-- BEGIN --

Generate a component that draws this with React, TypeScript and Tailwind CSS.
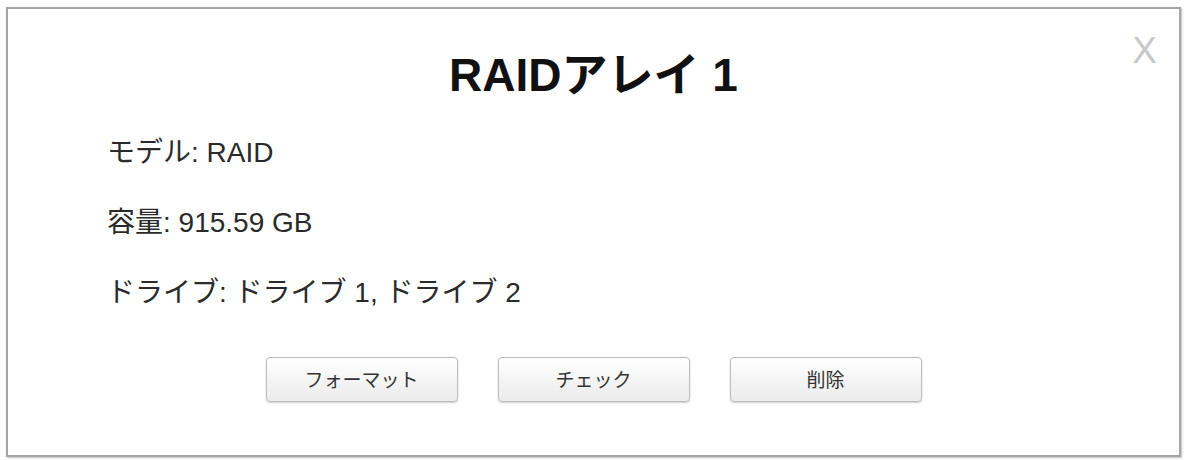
export default function App() {
  const font = { fontFamily: '"Liberation Sans", "Noto Sans CJK JP", sans-serif' };
  const rows = ["モデル: RAID", "容量: 915.59 GB", "ドライブ: ドライブ 1, ドライブ 2"];
  const buttons = ["フォーマット", "チェック", "削除"];

  return (
    <div className="w-[1185px] h-[460px] bg-white overflow-hidden" style={font}>
      <div className="relative ml-[6px] mt-[7px] w-[1175px] h-[450px] border-2 border-[#a6a6a6] bg-white shadow-[1px_1px_2px_rgba(0,0,0,0.25)] flex flex-col">
        <button className="absolute top-[23px] right-[22px] text-[37px] leading-none text-[#c8c8c8]">X</button>

        <h1 className="mt-[43px] text-center text-[46px] leading-none font-bold text-[#111]">RAIDアレイ 1</h1>

        <div className="mt-[41px] pl-[99px] flex flex-col gap-[42px] text-[28px] leading-none text-[#2a2a2a]">
          {rows.map((r) => (
            <p key={r}>{r}</p>
          ))}
        </div>

        <div className="mt-[50px] flex justify-center gap-[40px]">
          {buttons.map((b) => (
            <button
              key={b}
              className="w-[192px] h-[45px] rounded-[4px] border border-[#bcbcbc] bg-gradient-to-b from-white to-[#ebebeb] shadow-[0_1px_2px_rgba(0,0,0,0.2)] text-[19px] text-[#333]"
              style={{ fontFamily: '"Noto Sans CJK JP", sans-serif' }}
            >
              {b}
            </button>
          ))}
        </div>
      </div>
    </div>
  );
}
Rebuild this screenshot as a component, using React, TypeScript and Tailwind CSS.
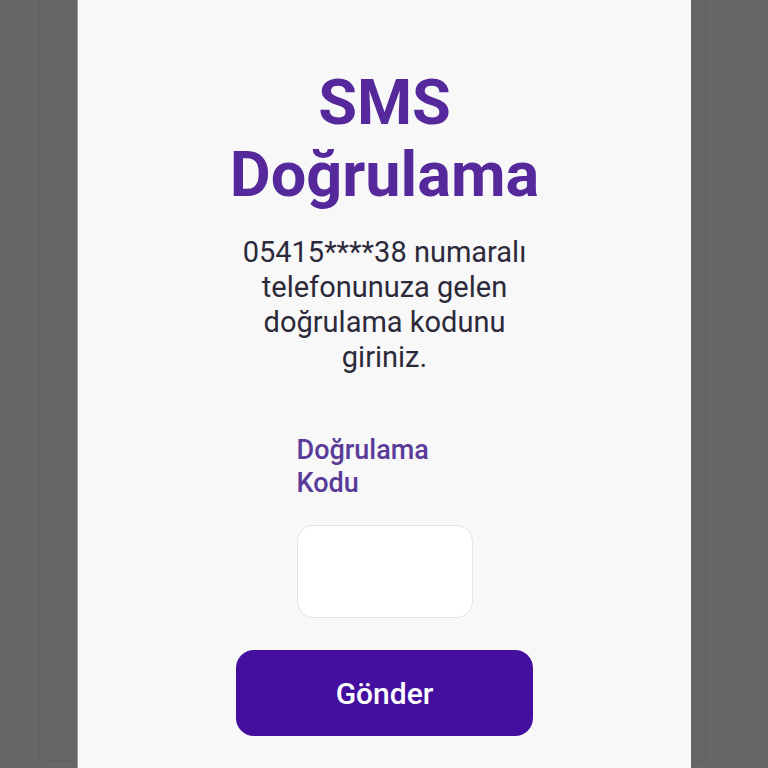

-- END --

### Task directions
Copy the material above exactly and drop the pictures.

### Answer to this problem
Generate a component that draws this with React, TypeScript and Tailwind CSS.
export default function App() {
  const font = { fontFamily: '"Liberation Sans", "Noto Sans CJK JP", sans-serif' };
  const rows = ["モデル: RAID", "容量: 915.59 GB", "ドライブ: ドライブ 1, ドライブ 2"];
  const buttons = ["フォーマット", "チェック", "削除"];

  return (
    <div className="w-[1185px] h-[460px] bg-white overflow-hidden" style={font}>
      <div className="relative ml-[6px] mt-[7px] w-[1175px] h-[450px] border-2 border-[#a6a6a6] bg-white shadow-[1px_1px_2px_rgba(0,0,0,0.25)] flex flex-col">
        <button className="absolute top-[23px] right-[22px] text-[37px] leading-none text-[#c8c8c8]">X</button>

        <h1 className="mt-[43px] text-center text-[46px] leading-none font-bold text-[#111]">RAIDアレイ 1</h1>

        <div className="mt-[41px] pl-[99px] flex flex-col gap-[42px] text-[28px] leading-none text-[#2a2a2a]">
          {rows.map((r) => (
            <p key={r}>{r}</p>
          ))}
        </div>

        <div className="mt-[50px] flex justify-center gap-[40px]">
          {buttons.map((b) => (
            <button
              key={b}
              className="w-[192px] h-[45px] rounded-[4px] border border-[#bcbcbc] bg-gradient-to-b from-white to-[#ebebeb] shadow-[0_1px_2px_rgba(0,0,0,0.2)] text-[19px] text-[#333]"
              style={{ fontFamily: '"Noto Sans CJK JP", sans-serif' }}
            >
              {b}
            </button>
          ))}
        </div>
      </div>
    </div>
  );
}
Rebuild this screenshot as a component, using React, TypeScript and Tailwind CSS.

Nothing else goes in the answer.